Source material:
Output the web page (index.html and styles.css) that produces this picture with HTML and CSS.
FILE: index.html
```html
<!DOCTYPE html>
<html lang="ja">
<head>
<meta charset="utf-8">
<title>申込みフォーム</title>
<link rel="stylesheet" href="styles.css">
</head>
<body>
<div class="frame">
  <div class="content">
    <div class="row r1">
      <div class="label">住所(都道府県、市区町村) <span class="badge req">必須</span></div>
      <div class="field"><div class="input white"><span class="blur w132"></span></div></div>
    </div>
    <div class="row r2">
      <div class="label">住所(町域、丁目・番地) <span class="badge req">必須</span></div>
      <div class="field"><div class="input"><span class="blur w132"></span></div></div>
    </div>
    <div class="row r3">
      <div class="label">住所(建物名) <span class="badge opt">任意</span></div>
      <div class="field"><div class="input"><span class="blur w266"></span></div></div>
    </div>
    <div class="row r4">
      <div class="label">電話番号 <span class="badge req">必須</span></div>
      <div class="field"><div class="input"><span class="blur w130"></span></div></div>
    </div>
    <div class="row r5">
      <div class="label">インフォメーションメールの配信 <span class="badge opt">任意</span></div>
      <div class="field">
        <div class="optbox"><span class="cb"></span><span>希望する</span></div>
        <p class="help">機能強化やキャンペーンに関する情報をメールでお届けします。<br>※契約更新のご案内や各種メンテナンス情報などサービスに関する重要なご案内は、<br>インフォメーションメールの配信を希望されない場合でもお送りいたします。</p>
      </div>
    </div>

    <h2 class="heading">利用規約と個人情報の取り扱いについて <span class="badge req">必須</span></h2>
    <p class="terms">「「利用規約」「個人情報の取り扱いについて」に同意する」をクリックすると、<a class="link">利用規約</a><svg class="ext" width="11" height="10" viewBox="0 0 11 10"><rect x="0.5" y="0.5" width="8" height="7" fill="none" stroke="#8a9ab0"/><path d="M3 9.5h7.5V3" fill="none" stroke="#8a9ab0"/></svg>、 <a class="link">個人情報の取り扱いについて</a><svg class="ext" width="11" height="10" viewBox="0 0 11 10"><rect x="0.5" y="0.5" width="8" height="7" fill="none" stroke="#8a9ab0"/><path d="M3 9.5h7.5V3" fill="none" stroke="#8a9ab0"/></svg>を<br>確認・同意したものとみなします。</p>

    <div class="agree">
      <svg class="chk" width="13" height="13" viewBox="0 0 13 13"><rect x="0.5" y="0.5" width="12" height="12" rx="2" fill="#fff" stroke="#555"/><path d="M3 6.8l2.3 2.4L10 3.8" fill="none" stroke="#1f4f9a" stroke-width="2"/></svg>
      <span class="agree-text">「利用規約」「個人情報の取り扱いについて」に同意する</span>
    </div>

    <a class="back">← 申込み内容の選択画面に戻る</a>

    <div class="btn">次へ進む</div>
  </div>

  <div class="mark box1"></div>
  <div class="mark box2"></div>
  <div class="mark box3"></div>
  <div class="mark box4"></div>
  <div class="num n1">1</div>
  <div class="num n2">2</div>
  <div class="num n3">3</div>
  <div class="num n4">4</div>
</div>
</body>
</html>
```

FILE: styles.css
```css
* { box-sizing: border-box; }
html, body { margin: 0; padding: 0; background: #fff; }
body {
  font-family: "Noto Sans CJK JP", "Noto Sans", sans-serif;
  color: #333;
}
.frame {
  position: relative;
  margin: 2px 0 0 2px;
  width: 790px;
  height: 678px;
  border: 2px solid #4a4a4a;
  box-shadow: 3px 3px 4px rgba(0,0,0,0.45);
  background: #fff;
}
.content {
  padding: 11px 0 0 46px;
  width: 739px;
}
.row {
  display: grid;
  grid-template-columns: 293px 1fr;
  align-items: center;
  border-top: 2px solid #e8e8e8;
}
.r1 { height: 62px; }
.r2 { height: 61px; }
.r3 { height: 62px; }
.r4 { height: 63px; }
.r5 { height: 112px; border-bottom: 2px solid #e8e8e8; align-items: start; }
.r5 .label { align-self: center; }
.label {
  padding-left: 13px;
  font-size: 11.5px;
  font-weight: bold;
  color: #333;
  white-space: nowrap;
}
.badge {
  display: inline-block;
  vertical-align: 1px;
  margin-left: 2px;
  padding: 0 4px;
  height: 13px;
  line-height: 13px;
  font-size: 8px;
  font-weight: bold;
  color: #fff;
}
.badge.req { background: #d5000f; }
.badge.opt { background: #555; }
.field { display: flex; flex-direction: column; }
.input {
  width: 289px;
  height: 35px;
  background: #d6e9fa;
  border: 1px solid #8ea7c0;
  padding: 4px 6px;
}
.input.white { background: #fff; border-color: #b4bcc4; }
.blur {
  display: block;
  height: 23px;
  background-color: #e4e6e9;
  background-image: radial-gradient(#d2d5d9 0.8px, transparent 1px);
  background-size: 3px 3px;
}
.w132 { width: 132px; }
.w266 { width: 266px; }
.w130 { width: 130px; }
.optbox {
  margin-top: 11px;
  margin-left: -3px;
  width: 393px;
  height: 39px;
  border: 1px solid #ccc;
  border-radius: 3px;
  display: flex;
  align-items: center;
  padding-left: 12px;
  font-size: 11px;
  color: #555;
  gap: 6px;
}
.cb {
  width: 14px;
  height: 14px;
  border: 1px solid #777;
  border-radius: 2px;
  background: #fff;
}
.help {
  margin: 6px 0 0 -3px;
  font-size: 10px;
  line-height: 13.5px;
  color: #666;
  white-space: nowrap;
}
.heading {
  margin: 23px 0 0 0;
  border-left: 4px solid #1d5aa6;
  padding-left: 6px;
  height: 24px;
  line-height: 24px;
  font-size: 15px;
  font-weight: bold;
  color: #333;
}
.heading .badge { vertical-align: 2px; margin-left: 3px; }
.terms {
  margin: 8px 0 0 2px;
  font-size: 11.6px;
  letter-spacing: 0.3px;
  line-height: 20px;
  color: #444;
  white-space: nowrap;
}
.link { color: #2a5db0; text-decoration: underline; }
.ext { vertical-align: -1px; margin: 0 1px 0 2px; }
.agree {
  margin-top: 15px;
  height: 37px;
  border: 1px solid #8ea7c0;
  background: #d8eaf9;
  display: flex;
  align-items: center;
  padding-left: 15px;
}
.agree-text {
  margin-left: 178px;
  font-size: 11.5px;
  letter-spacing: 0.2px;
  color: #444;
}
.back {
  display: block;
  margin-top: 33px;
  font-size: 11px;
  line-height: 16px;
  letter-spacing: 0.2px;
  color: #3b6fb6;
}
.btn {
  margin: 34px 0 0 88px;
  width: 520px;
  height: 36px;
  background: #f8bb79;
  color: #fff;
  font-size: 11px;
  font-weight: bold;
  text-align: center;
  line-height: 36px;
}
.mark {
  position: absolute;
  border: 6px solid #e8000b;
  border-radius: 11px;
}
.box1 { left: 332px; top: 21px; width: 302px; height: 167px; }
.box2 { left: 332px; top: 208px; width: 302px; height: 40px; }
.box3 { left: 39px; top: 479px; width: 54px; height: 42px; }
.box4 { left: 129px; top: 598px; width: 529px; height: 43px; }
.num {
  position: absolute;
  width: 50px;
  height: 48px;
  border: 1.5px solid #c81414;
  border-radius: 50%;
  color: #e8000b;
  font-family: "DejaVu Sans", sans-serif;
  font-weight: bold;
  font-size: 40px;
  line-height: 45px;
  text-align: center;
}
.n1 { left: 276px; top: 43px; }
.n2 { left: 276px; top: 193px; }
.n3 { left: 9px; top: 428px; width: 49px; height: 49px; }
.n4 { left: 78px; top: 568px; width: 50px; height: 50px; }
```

What is being asked: Copy out every line of the data above, exactly as given.

Task solution:
Output the web page (index.html and styles.css) that produces this picture with HTML and CSS.
FILE: index.html
```html
<!DOCTYPE html>
<html lang="ja">
<head>
<meta charset="utf-8">
<title>申込みフォーム</title>
<link rel="stylesheet" href="styles.css">
</head>
<body>
<div class="frame">
  <div class="content">
    <div class="row r1">
      <div class="label">住所(都道府県、市区町村) <span class="badge req">必須</span></div>
      <div class="field"><div class="input white"><span class="blur w132"></span></div></div>
    </div>
    <div class="row r2">
      <div class="label">住所(町域、丁目・番地) <span class="badge req">必須</span></div>
      <div class="field"><div class="input"><span class="blur w132"></span></div></div>
    </div>
    <div class="row r3">
      <div class="label">住所(建物名) <span class="badge opt">任意</span></div>
      <div class="field"><div class="input"><span class="blur w266"></span></div></div>
    </div>
    <div class="row r4">
      <div class="label">電話番号 <span class="badge req">必須</span></div>
      <div class="field"><div class="input"><span class="blur w130"></span></div></div>
    </div>
    <div class="row r5">
      <div class="label">インフォメーションメールの配信 <span class="badge opt">任意</span></div>
      <div class="field">
        <div class="optbox"><span class="cb"></span><span>希望する</span></div>
        <p class="help">機能強化やキャンペーンに関する情報をメールでお届けします。<br>※契約更新のご案内や各種メンテナンス情報などサービスに関する重要なご案内は、<br>インフォメーションメールの配信を希望されない場合でもお送りいたします。</p>
      </div>
    </div>

    <h2 class="heading">利用規約と個人情報の取り扱いについて <span class="badge req">必須</span></h2>
    <p class="terms">「「利用規約」「個人情報の取り扱いについて」に同意する」をクリックすると、<a class="link">利用規約</a><svg class="ext" width="11" height="10" viewBox="0 0 11 10"><rect x="0.5" y="0.5" width="8" height="7" fill="none" stroke="#8a9ab0"/><path d="M3 9.5h7.5V3" fill="none" stroke="#8a9ab0"/></svg>、 <a class="link">個人情報の取り扱いについて</a><svg class="ext" width="11" height="10" viewBox="0 0 11 10"><rect x="0.5" y="0.5" width="8" height="7" fill="none" stroke="#8a9ab0"/><path d="M3 9.5h7.5V3" fill="none" stroke="#8a9ab0"/></svg>を<br>確認・同意したものとみなします。</p>

    <div class="agree">
      <svg class="chk" width="13" height="13" viewBox="0 0 13 13"><rect x="0.5" y="0.5" width="12" height="12" rx="2" fill="#fff" stroke="#555"/><path d="M3 6.8l2.3 2.4L10 3.8" fill="none" stroke="#1f4f9a" stroke-width="2"/></svg>
      <span class="agree-text">「利用規約」「個人情報の取り扱いについて」に同意する</span>
    </div>

    <a class="back">← 申込み内容の選択画面に戻る</a>

    <div class="btn">次へ進む</div>
  </div>

  <div class="mark box1"></div>
  <div class="mark box2"></div>
  <div class="mark box3"></div>
  <div class="mark box4"></div>
  <div class="num n1">1</div>
  <div class="num n2">2</div>
  <div class="num n3">3</div>
  <div class="num n4">4</div>
</div>
</body>
</html>
```

FILE: styles.css
```css
* { box-sizing: border-box; }
html, body { margin: 0; padding: 0; background: #fff; }
body {
  font-family: "Noto Sans CJK JP", "Noto Sans", sans-serif;
  color: #333;
}
.frame {
  position: relative;
  margin: 2px 0 0 2px;
  width: 790px;
  height: 678px;
  border: 2px solid #4a4a4a;
  box-shadow: 3px 3px 4px rgba(0,0,0,0.45);
  background: #fff;
}
.content {
  padding: 11px 0 0 46px;
  width: 739px;
}
.row {
  display: grid;
  grid-template-columns: 293px 1fr;
  align-items: center;
  border-top: 2px solid #e8e8e8;
}
.r1 { height: 62px; }
.r2 { height: 61px; }
.r3 { height: 62px; }
.r4 { height: 63px; }
.r5 { height: 112px; border-bottom: 2px solid #e8e8e8; align-items: start; }
.r5 .label { align-self: center; }
.label {
  padding-left: 13px;
  font-size: 11.5px;
  font-weight: bold;
  color: #333;
  white-space: nowrap;
}
.badge {
  display: inline-block;
  vertical-align: 1px;
  margin-left: 2px;
  padding: 0 4px;
  height: 13px;
  line-height: 13px;
  font-size: 8px;
  font-weight: bold;
  color: #fff;
}
.badge.req { background: #d5000f; }
.badge.opt { background: #555; }
.field { display: flex; flex-direction: column; }
.input {
  width: 289px;
  height: 35px;
  background: #d6e9fa;
  border: 1px solid #8ea7c0;
  padding: 4px 6px;
}
.input.white { background: #fff; border-color: #b4bcc4; }
.blur {
  display: block;
  height: 23px;
  background-color: #e4e6e9;
  background-image: radial-gradient(#d2d5d9 0.8px, transparent 1px);
  background-size: 3px 3px;
}
.w132 { width: 132px; }
.w266 { width: 266px; }
.w130 { width: 130px; }
.optbox {
  margin-top: 11px;
  margin-left: -3px;
  width: 393px;
  height: 39px;
  border: 1px solid #ccc;
  border-radius: 3px;
  display: flex;
  align-items: center;
  padding-left: 12px;
  font-size: 11px;
  color: #555;
  gap: 6px;
}
.cb {
  width: 14px;
  height: 14px;
  border: 1px solid #777;
  border-radius: 2px;
  background: #fff;
}
.help {
  margin: 6px 0 0 -3px;
  font-size: 10px;
  line-height: 13.5px;
  color: #666;
  white-space: nowrap;
}
.heading {
  margin: 23px 0 0 0;
  border-left: 4px solid #1d5aa6;
  padding-left: 6px;
  height: 24px;
  line-height: 24px;
  font-size: 15px;
  font-weight: bold;
  color: #333;
}
.heading .badge { vertical-align: 2px; margin-left: 3px; }
.terms {
  margin: 8px 0 0 2px;
  font-size: 11.6px;
  letter-spacing: 0.3px;
  line-height: 20px;
  color: #444;
  white-space: nowrap;
}
.link { color: #2a5db0; text-decoration: underline; }
.ext { vertical-align: -1px; margin: 0 1px 0 2px; }
.agree {
  margin-top: 15px;
  height: 37px;
  border: 1px solid #8ea7c0;
  background: #d8eaf9;
  display: flex;
  align-items: center;
  padding-left: 15px;
}
.agree-text {
  margin-left: 178px;
  font-size: 11.5px;
  letter-spacing: 0.2px;
  color: #444;
}
.back {
  display: block;
  margin-top: 33px;
  font-size: 11px;
  line-height: 16px;
  letter-spacing: 0.2px;
  color: #3b6fb6;
}
.btn {
  margin: 34px 0 0 88px;
  width: 520px;
  height: 36px;
  background: #f8bb79;
  color: #fff;
  font-size: 11px;
  font-weight: bold;
  text-align: center;
  line-height: 36px;
}
.mark {
  position: absolute;
  border: 6px solid #e8000b;
  border-radius: 11px;
}
.box1 { left: 332px; top: 21px; width: 302px; height: 167px; }
.box2 { left: 332px; top: 208px; width: 302px; height: 40px; }
.box3 { left: 39px; top: 479px; width: 54px; height: 42px; }
.box4 { left: 129px; top: 598px; width: 529px; height: 43px; }
.num {
  position: absolute;
  width: 50px;
  height: 48px;
  border: 1.5px solid #c81414;
  border-radius: 50%;
  color: #e8000b;
  font-family: "DejaVu Sans", sans-serif;
  font-weight: bold;
  font-size: 40px;
  line-height: 45px;
  text-align: center;
}
.n1 { left: 276px; top: 43px; }
.n2 { left: 276px; top: 193px; }
.n3 { left: 9px; top: 428px; width: 49px; height: 49px; }
.n4 { left: 78px; top: 568px; width: 50px; height: 50px; }
```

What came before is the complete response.